Per giustificare la mossa a sorpresa – finora Toti ha sempre sostenuto di non aver commesso alcun reato – l’avvocato Stefano Savi, difensore dell’ex governatore, diffonde un comunicato con numerose affermazioni inesatte e fuorvianti. A partire dall’esordio: “L’accusa riconosce che Toti non ha mai usufruito personalmente delle somme raccolte dal suo comitato politico, utilizzate solo per le attività politiche”, scrive. Ma non si tratta di un “riconoscimento”: la Procura non aveva mai contestato al politico di aver usato le presunte tangenti a fini personali. “Si riconosce anche”, prosegue la nota, “che gli atti prodotti dalla pubblica amministrazione fossero totalmente legittimi, così come i versamenti sotto forma di contributi all’attività politica”. Ma nessuno aveva mai detto il contrario: il reato, secondo l’accusa, stava nello scambio illecito tra i bonifici ricevuto dal gruppo Spinelli e l’interessamento di Toti per le sue pratiche portuali. La falsità più evidente, però, sta nella chiosa: “Cadono quindi le accuse di corruzione e le altre ipotesi di reato con l’esclusione della cosiddetta “corruzione impropria”, ovvero per atti legittimi degli uffici”. In realtà non è “caduto” nulla: l’accusa principale (e l’unica nel filone Esselunga) non è mai stata di corruzione per un atto contrario ai doveri d’ufficio (articolo 319 del codice penale) ma sempre quella di corruzione per l’esercizio della funzione (articolo 318), la cosiddetta “corruzione impropria”. Cioè la stessa fattispecie ora oggetto dell’accordo di patteggiamento. Tanto che i pm hanno ottenuto la confisca della somma versata dagli imprenditori, ritenuta prezzo del reato.
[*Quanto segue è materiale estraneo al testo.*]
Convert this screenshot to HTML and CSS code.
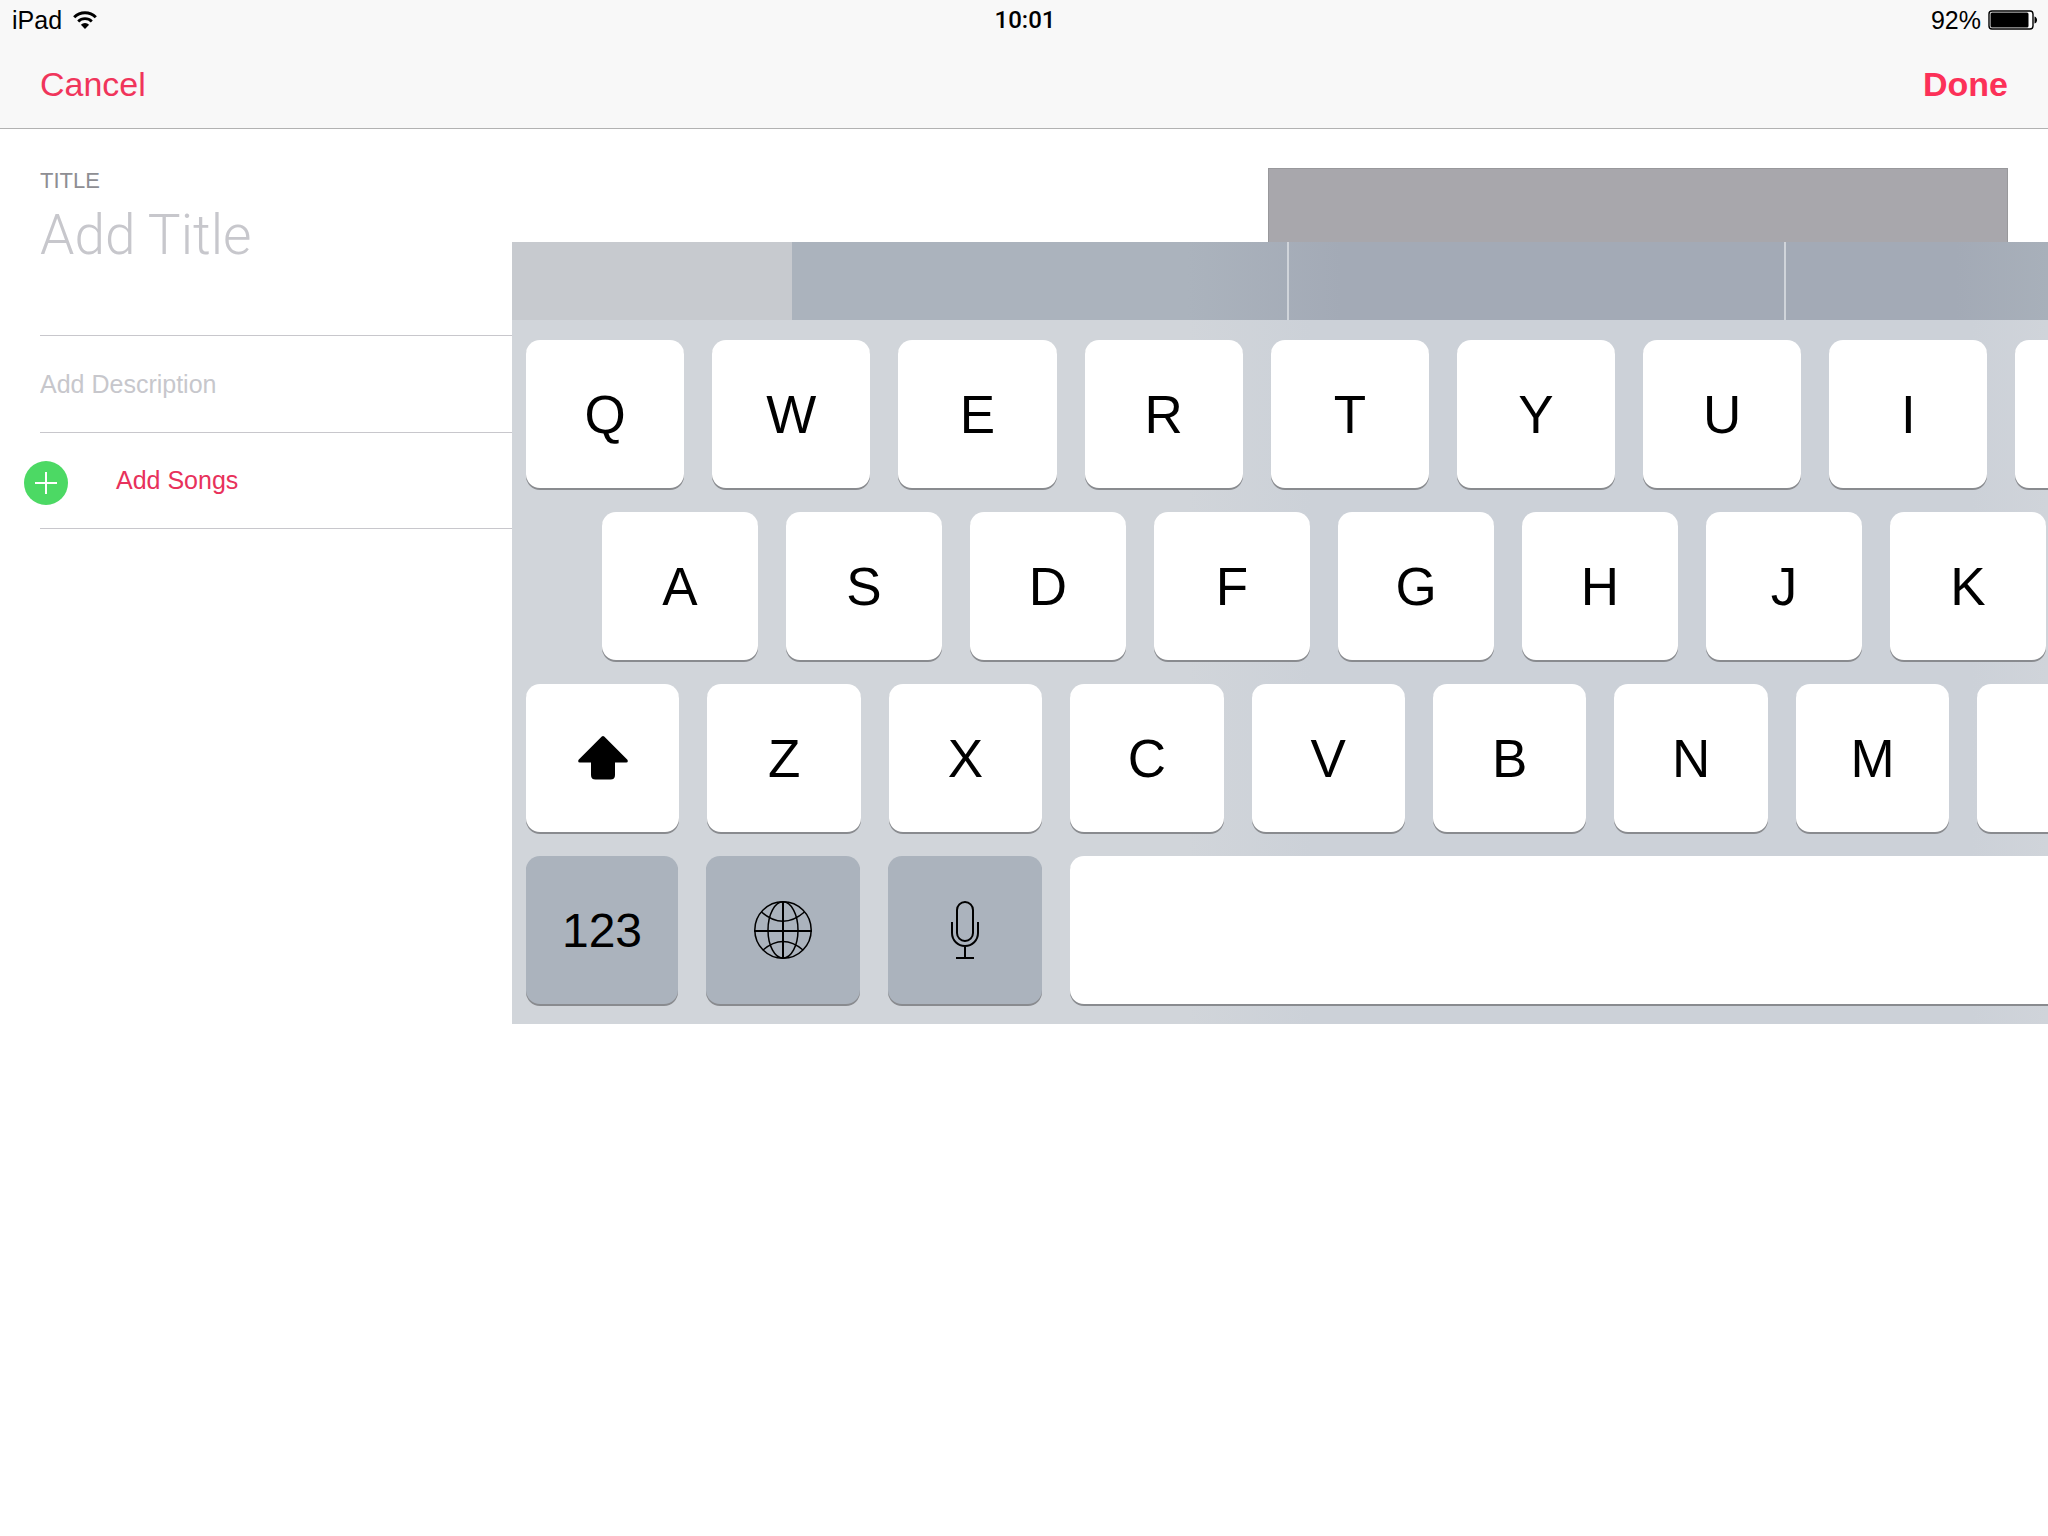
FILE: index.html
```html
<!DOCTYPE html>
<html lang="en">
<head>
    <meta charset="UTF-8">
    <meta name="viewport" content="width=device-width, initial-scale=1.0">
    <title>New Playlist</title>
    <link rel="stylesheet" href="styles.css">
</head>
<body>
    <header class="top-bar">
        <div class="status-bar">
            <div class="status-left">
                <span>iPad</span>
                <svg class="wifi-icon" viewBox="0 0 24 18" aria-hidden="true">
                    <path d="M1.2 6.2a15.3 15.3 0 0 1 21.6 0" fill="none" stroke="#000" stroke-width="3"/>
                    <path d="M5.2 10.4a9.6 9.6 0 0 1 13.6 0" fill="none" stroke="#000" stroke-width="2.8"/>
                    <path d="M12 18L7.9 13.7a5.8 5.8 0 0 1 8.2 0z"/>
                </svg>
            </div>
            <span class="status-time">10:01</span>
            <div class="status-right">
                <span>92%</span>
                <svg class="battery-icon" viewBox="0 0 50 20" aria-hidden="true">
                    <rect x="1" y="1" width="44" height="18" rx="3" fill="#fff" stroke="#000" stroke-width="1.4"/>
                    <rect x="2.5" y="2.5" width="38" height="15" rx="1.5"/>
                    <path d="M46.5 6.5c3.4 1 3.4 6 0 7z"/>
                </svg>
            </div>
        </div>
        <nav class="nav-bar">
            <button class="nav-button" type="button">Cancel</button>
            <button class="nav-button nav-button-done" type="button">Done</button>
        </nav>
    </header>

    <main class="editor">
        <form class="playlist-form">
            <div class="row row-title">
                <label for="title">TITLE</label>
                <input id="title" class="title-input" type="text" placeholder="Add Title">
            </div>
            <div class="row">
                <input class="description-input" type="text" placeholder="Add Description" aria-label="Description">
            </div>
            <div class="row row-songs">
                <button class="add-songs" type="button">
                    <svg class="add-icon" viewBox="0 0 44 50" aria-hidden="true">
                        <circle cx="22" cy="29" r="20" fill="#efefef"/>
                        <circle cx="22" cy="27" r="22" fill="#4cd964"/>
                        <path d="M11 27h22M22 16v22" stroke="#fff" stroke-width="2"/>
                    </svg>
                    <span>Add Songs</span>
                </button>
            </div>
        </form>
        <div class="artwork"></div>
    </main>

    <section class="keyboard" aria-label="Keyboard">
        <div class="suggestions">
            <div class="suggestion-edge"></div>
            <div class="suggestion"></div>
            <div class="suggestion"></div>
            <div class="suggestion"></div>
        </div>
        <div class="keys">
            <div class="key-row key-row-top">
                <button class="key" type="button">Q</button>
                <button class="key" type="button">W</button>
                <button class="key" type="button">E</button>
                <button class="key" type="button">R</button>
                <button class="key" type="button">T</button>
                <button class="key" type="button">Y</button>
                <button class="key" type="button">U</button>
                <button class="key" type="button">I</button>
                <button class="key" type="button" aria-label="O"></button>
            </div>
            <div class="key-row key-row-home">
                <button class="key" type="button">A</button>
                <button class="key" type="button">S</button>
                <button class="key" type="button">D</button>
                <button class="key" type="button">F</button>
                <button class="key" type="button">G</button>
                <button class="key" type="button">H</button>
                <button class="key" type="button">J</button>
                <button class="key" type="button">K</button>
            </div>
            <div class="key-row key-row-bottom">
                <button class="key" type="button" aria-label="Shift">
                    <svg class="shift-icon" viewBox="0 0 50 44" aria-hidden="true">
                        <path d="M23.8.6q1.2-1.1 2.4 0L49.4 23.8q1.2 2.6-1.2 2.7H37V39q0 4.5-4.5 4.5h-15Q13 43.500 13 39V26.500H1.800Q-.6 26.400.6 23.800z"/>
                    </svg>
                </button>
                <button class="key" type="button">Z</button>
                <button class="key" type="button">X</button>
                <button class="key" type="button">C</button>
                <button class="key" type="button">V</button>
                <button class="key" type="button">B</button>
                <button class="key" type="button">N</button>
                <button class="key" type="button">M</button>
                <button class="key" type="button" aria-label="Comma"></button>
            </div>
            <div class="key-row key-row-space">
                <button class="key key-dark" type="button">123</button>
                <button class="key key-dark" type="button" aria-label="Next keyboard">
                    <svg class="globe-icon" viewBox="0 0 58 58" aria-hidden="true">
                        <circle cx="29" cy="29" r="28.2"/>
                        <ellipse cx="29" cy="29" rx="15" ry="28.2"/>
                        <path d="M7.5 11Q29 29.500 50.500 11M9 49Q29 32 49 49"/>
                        <path d="M0 30h58M29 0v58" stroke-width="2"/>
                    </svg>
                </button>
                <button class="key key-dark" type="button" aria-label="Dictation">
                    <svg class="mic-icon" viewBox="0 0 28 58" aria-hidden="true">
                        <rect x="6" y="1" width="16" height="39" rx="8"/>
                        <path d="M1 21v11a13 13 0 0 0 26 0V21M14 45v12M5 57h18"/>
                    </svg>
                </button>
                <button class="key" type="button" aria-label="Space"></button>
            </div>
        </div>
    </section>
</body>
</html>
```
FILE: styles.css
```css
* {
    box-sizing: border-box;
}
body {
    margin: 0;
    min-height: 100vh;
    position: relative;
    overflow-x: hidden;
    font-family: "Liberation Sans", Arial, sans-serif;
    font-size: 25px;
    background: #fff;
    color: #000;
}
button,
input {
    font: inherit;
    border: none;
    padding: 0;
    margin: 0;
    background: none;
}
svg {
    display: block;
}

/* Status bar and navigation */
.top-bar {
    background: #f8f8f8;
    border-bottom: 1px solid #b2b2b2;
}
.status-bar {
    display: grid;
    grid-template-columns: 1fr auto 1fr;
    align-items: center;
    height: 40px;
    padding: 0 10px 0 12px;
}
.status-left,
.status-right {
    display: flex;
    align-items: center;
    gap: 11px;
}
.status-right {
    justify-content: flex-end;
    gap: 7px;
}
.status-time {
    font-family: Roboto, "Liberation Sans", sans-serif;
    font-size: 24px;
    font-weight: 500;
}
.wifi-icon {
    width: 24px;
    height: 18px;
}
.battery-icon {
    width: 50px;
    height: 20px;
}
.nav-bar {
    display: flex;
    justify-content: space-between;
    align-items: center;
    height: 88px;
    padding: 0 40px;
}
.nav-button {
    font-size: 34px;
    color: #f0355b;
    cursor: pointer;
}
.nav-button-done {
    font-weight: bold;
    color: #fc3158;
}

/* Playlist form */
.editor {
    display: flex;
    gap: 40px;
    padding: 0 40px;
}
.playlist-form {
    flex: 1;
}
.row {
    display: flex;
    align-items: center;
    height: 97px;
    border-bottom: 1px solid #c8c7cc;
}
.row-title {
    flex-direction: column;
    align-items: stretch;
    height: 207px;
    padding-top: 39px;
}
.row-songs {
    height: 96px;
}
.row-title label {
    font-size: 22px;
    line-height: 26px;
    color: #8e8e93;
}
.title-input {
    height: 82px;
    font-family: Roboto, "Liberation Sans", sans-serif;
    font-size: 55px;
    font-weight: 300;
}
.description-input {
    width: 100%;
    height: 60px;
}
.title-input::placeholder,
.description-input::placeholder {
    color: #c7c7cc;
    opacity: 1;
}
.add-songs {
    display: flex;
    align-items: center;
    gap: 48px;
    margin-left: -16px;
    color: #e8315b;
    cursor: pointer;
}
.add-icon {
    width: 44px;
    height: 50px;
}
.artwork {
    width: 740px;
    height: 740px;
    margin-top: 39px;
    background: #a8a7ac;
    border: 1px solid #98989b;
}

/* Keyboard, lies over the form */
.keyboard {
    position: absolute;
    top: 242px;
    left: 25%;
    right: 0;
    overflow: hidden;
    background: linear-gradient(to right, #d1d5da 44%, #ccd1d8 52%, #ccd1d8 95%, #d0d4da);
}
.suggestions {
    display: flex;
    height: 78px;
    background: linear-gradient(to right, #abb3bd 44%, #a3aab6 54%, #a3aab6 94%, #a8b0ba);
}
.suggestion-edge {
    flex: none;
    width: 280px;
    background: #c7cacf;
}
.suggestion {
    flex: none;
    width: 497px;
    border-right: 2px solid #d0d4da;
}
.keys {
    display: grid;
    gap: 24px;
    width: 100vw;
    padding: 20px 14px;
}
.key-row {
    display: grid;
    gap: 28px;
}
.key-row-top {
    grid-template-columns: repeat(11, 1fr);
}
.key-row-home {
    grid-template-columns: repeat(9, 1fr) 288px;
    padding-left: 76px;
}
.key-row-bottom {
    grid-template-columns: repeat(10, 1fr) 206px;
}
.key-row-space {
    grid-template-columns: 152px 154px 154px 1fr;
}
.key {
    display: flex;
    align-items: center;
    justify-content: center;
    height: 148px;
    border-radius: 14px;
    background: #fff;
    box-shadow: 0 2px 0 #898b8f;
    color: #000;
    font-size: 53px;
    cursor: pointer;
}
.key-dark {
    background: #abb3bd;
    font-size: 48px;
}
.shift-icon {
    width: 50px;
    height: 44px;
}
.globe-icon,
.mic-icon {
    height: 58px;
    fill: none;
    stroke: #000;
    stroke-width: 1.5;
}
.globe-icon {
    width: 58px;
}
.mic-icon {
    width: 28px;
    stroke-width: 2;
}
```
Anche lo stesso Toti, nelle prime parole usate per commentare la notizia, accredita la falsa narrazione secondo cui la Procura avrebbe rinunciato a una parte delle contestazioni. “Come tutte le transazioni suscitano sentimenti opposti: da un lato l’amarezza di non perseguire fino in fondo le nostre ragioni di innocenza, dall’altro il sollievo di vederne riconoscere una buona parte“, scrive. “Resta quel reato “di contesto” definito corruzione impropria, legato non ad atti ma ad atteggiamenti, una accusa difficile da provare per la sua evanescenza, ma altrettanto difficile da smontare per le stesse ragioni” prosegue. Anche qui è necessaria una precisazione, perché il reato di cui è accusato Toti non è affatto “evanescente” ma cristallino: punisce il pubblico ufficiale “che, per l’esercizio delle sue funzioni o dei suoi poteri, indebitamente riceve denaro o altra utilità“. E, come abbiamo già detto, la contestazione dei pm è sempre stata sostanzialmente questa. Scrivere che “resta” solo un “reato di contesto”, quindi, significa intorbidare le acque. E lo scopo, come si capisce subito dopo, è di ridimensionare l’ammissione di responsabilità e invocare di nuovo uno “scudo” legislativo per impedire nuovi casi giudiziari come il suo: “Di fronte a questo finale, credo appaia chiara a tutti la reale proporzione dei fatti avvenuti e della loro conclusione, che lascia alle forze politiche il dovere di fare chiarezza sulle troppe norme ambigue di questo Paese che regolano aspetti che dovrebbero essere appannaggio della sfera politica stessa e non a quella giudiziaria”.